Balogun vs Pepi is not just a transfer debate. It is a selection battle.
Asked who he would choose if he were in Pochettino’s shoes, Friedel does not hesitate: “Balogun would be my pick.”
The reasoning goes back to the Argentine’s long-established blueprint. “If you look historically at Pochettino’s teams, he usually likes to have players who play very vertically and who are really dynamic, and that’s more of what Balogun is.”
Balogun’s direct running, his willingness to attack space, his ability to stretch defences – that is the profile Pochettino has trusted at Southampton, Tottenham and Paris Saint-Germain. It fits the way he wants his teams to move up the pitch with speed and aggression.

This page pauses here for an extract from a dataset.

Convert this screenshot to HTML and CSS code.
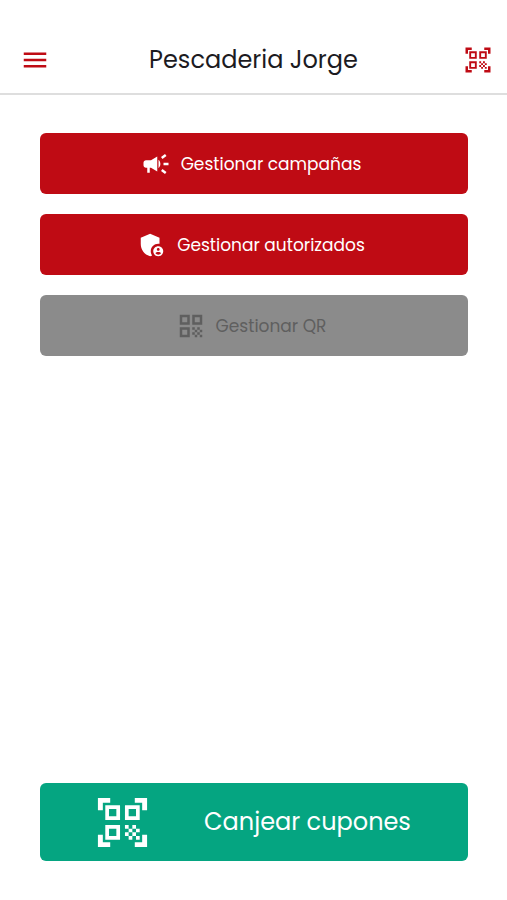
FILE: index.html
```html
<!DOCTYPE html>
<html lang="es">
<head>
<meta charset="utf-8">
<meta name="viewport" content="width=device-width, initial-scale=1">
<title>Pescaderia Jorge</title>
<link rel="stylesheet" href="styles.css">
</head>
<body>
<svg class="sprite" aria-hidden="true">
  <symbol id="scanner" viewBox="0 0 24 24"><path d="M9.5 6.5v3h-3v-3h3M11 5H5v6h6V5zm-1.500 9.500v3h-3v-3h3M11 13H5v6h6v-6zm6.500-6.500v3h-3v-3h3M19 5h-6v6h6V5zm-6 8h1.500v1.500H13V13zm1.500 1.500H16V16h-1.500v-1.500zM16 13h1.500v1.500H16V13zm-3 3h1.500v1.500H13V16zm1.500 1.500H16V19h-1.500v-1.500zM16 16h1.500v1.500H16V16zm1.500-1.500H19V16h-1.500v-1.500zm0 3H19V19h-1.500v-1.500zM22 7h-2V4h-3V2h5v5zm0 15v-5h-2v3h-3v2h5zM2 22h5v-2H4v-3H2v5zM2 2v5h2V4h3V2H2z"/></symbol>
</svg>
<header class="topbar">
  <button class="icon-button" type="button" aria-label="Menú">
    <svg class="icon" viewBox="0 0 24 24"><path d="M3 18h18v-2H3v2zm0-5h18v-2H3v2zm0-7v2h18V6H3z"/></svg>
  </button>
  <h1 class="title">Pescaderia Jorge</h1>
  <button class="icon-button" type="button" aria-label="Escanear QR">
    <svg class="icon"><use href="#scanner"/></svg>
  </button>
</header>
<main class="content">
  <button class="action" type="button">
    <svg class="icon" viewBox="0 0 24 24"><path d="M18 11v2h4v-2h-4zm-2 6.610c.96.71 2.210 1.650 3.200 2.390.4-.53.8-1.070 1.200-1.600-.99-.74-2.240-1.680-3.200-2.400-.4.54-.8 1.080-1.200 1.610zM20.400 5.600c-.4-.53-.8-1.070-1.200-1.600-.99.74-2.240 1.680-3.200 2.400.4.53.8 1.070 1.200 1.600.96-.72 2.210-1.650 3.200-2.400zM4 9c-1.100 0-2 .9-2 2v2c0 1.100.9 2 2 2h1v4h2v-4h1l5 3V6L8 9H4zm11.500 3c0-1.330-.58-2.530-1.500-3.350v6.690c.92-.81 1.500-2.010 1.500-3.340z"/></svg>
    <span>Gestionar campañas</span>
  </button>
  <button class="action" type="button">
    <svg class="icon" viewBox="0 0 24 24"><path d="M17 11c.34 0 .67.04 1 .09V6.270L10.500 3 3 6.270v4.910c0 4.540 3.200 8.790 7.500 9.820.55-.13 1.080-.32 1.600-.55-.69-.98-1.100-2.170-1.100-3.450 0-3.310 2.690-6 6-6z"/><path d="M17 13c-2.210 0-4 1.790-4 4s1.790 4 4 4 4-1.790 4-4-1.790-4-4-4zm0 1.380c.62 0 1.120.51 1.120 1.120s-.51 1.120-1.120 1.120-1.120-.51-1.120-1.120.5-1.120 1.120-1.120zm0 5.370c-.93 0-1.740-.46-2.240-1.170.05-.72 1.510-1.080 2.240-1.080s2.190.36 2.240 1.080c-.5.71-1.310 1.170-2.240 1.170z"/></svg>
    <span>Gestionar autorizados</span>
  </button>
  <button class="action" type="button" disabled>
    <svg class="icon" viewBox="0 0 24 24"><path d="M3 11h8V3H3v8zm2-6h4v4H5V5zM3 21h8v-8H3v8zm2-6h4v4H5v-4zm8-12v8h8V3h-8zm6 6h-4V5h4v4zM19 19h2v2h-2zM13 13h2v2h-2zM15 15h2v2h-2zM13 17h2v2h-2zM15 19h2v2h-2zM17 17h2v2h-2zM17 13h2v2h-2zM19 15h2v2h-2z"/></svg>
    <span>Gestionar QR</span>
  </button>
  <button class="action redeem" type="button">
    <svg class="icon"><use href="#scanner"/></svg>
    <span>Canjear cupones</span>
  </button>
</main>
</body>
</html>
```
FILE: styles.css
```css
* {
  box-sizing: border-box;
}

body {
  margin: 0;
  min-height: 100vh;
  display: flex;
  flex-direction: column;
  background: #fff;
  color: #1c1b1f;
  font-family: Poppins, Inter, sans-serif;
}

button {
  margin: 0;
  border: 0;
  font: inherit;
  cursor: pointer;
}

.sprite {
  position: absolute;
  width: 0;
  height: 0;
}

.icon {
  display: block;
  flex: none;
  width: 30px;
  height: 30px;
  fill: currentColor;
}

.topbar {
  display: flex;
  align-items: center;
  padding: 36px 14px 9px 20px;
  border-bottom: 2px solid #dedede;
}

.title {
  flex: 1;
  margin: 0;
  padding-right: 6px;
  text-align: center;
  font-size: 24px;
  line-height: 48px;
  font-weight: 400;
}

.icon-button {
  padding: 0;
  background: none;
  color: #bf0b14;
}

.content {
  flex: 1;
  display: flex;
  flex-direction: column;
  gap: 20px;
  padding: 38px 39px 39px 40px;
}

.action {
  display: flex;
  align-items: center;
  justify-content: center;
  gap: 10px;
  min-height: 61px;
  padding: 0 22px 0 16px;
  border-radius: 6px;
  background: #bf0b14;
  color: #fff;
  font-size: 17px;
  line-height: 28px;
}

.action:disabled {
  background: #8b8b8b;
  color: #5f5f5f;
  cursor: default;
}

.redeem {
  gap: 52px;
  min-height: 78px;
  margin-top: auto;
  padding: 0 20px 0 16px;
  background: #05a581;
  font-size: 24px;
}

.redeem .icon {
  width: 59px;
  height: 59px;
}
```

Pepi, though, is far from an afterthought.
Friedel sees him as the change-up option every elite coach craves: “To have the option of Pepi, who again will work really hard, but is very good in the box, good in the air, to come off the bench.” A penalty-box striker who can punish tired legs, attack crosses, and give the US a different look when games tighten.
The group-stage schedule and conditions could force rotation as well. “You could see Mauricio maybe wanting to take a different tactical approach against Paraguay and Australia,” Friedel suggests, noting the heat and the long club seasons both forwards will have endured.
A warning shot: Turkiye waiting
Amid the tactical talk, Friedel offers a blunt warning about the group.
“Hopefully, they have points in the bag by the time they play Turkiye,” he says. The implication is stark. Leave it late, and the hosts could be walking into a trap.
“Because if they’re not careful by the time they get to Turkiye, and they have to win that match, Turkiye is a very talented possession-based team.”
That is the backdrop for Balogun and Pepi. This is not a friendly battle for minutes. It is a fight for the starting role in a tournament where one misstep could turn a dream home World Cup into a grind.
Two strikers, one nation, and a Premier League calling their names. The only real question now: which of them will arrive in 2026 as the man leading the line, and which will be chasing him down?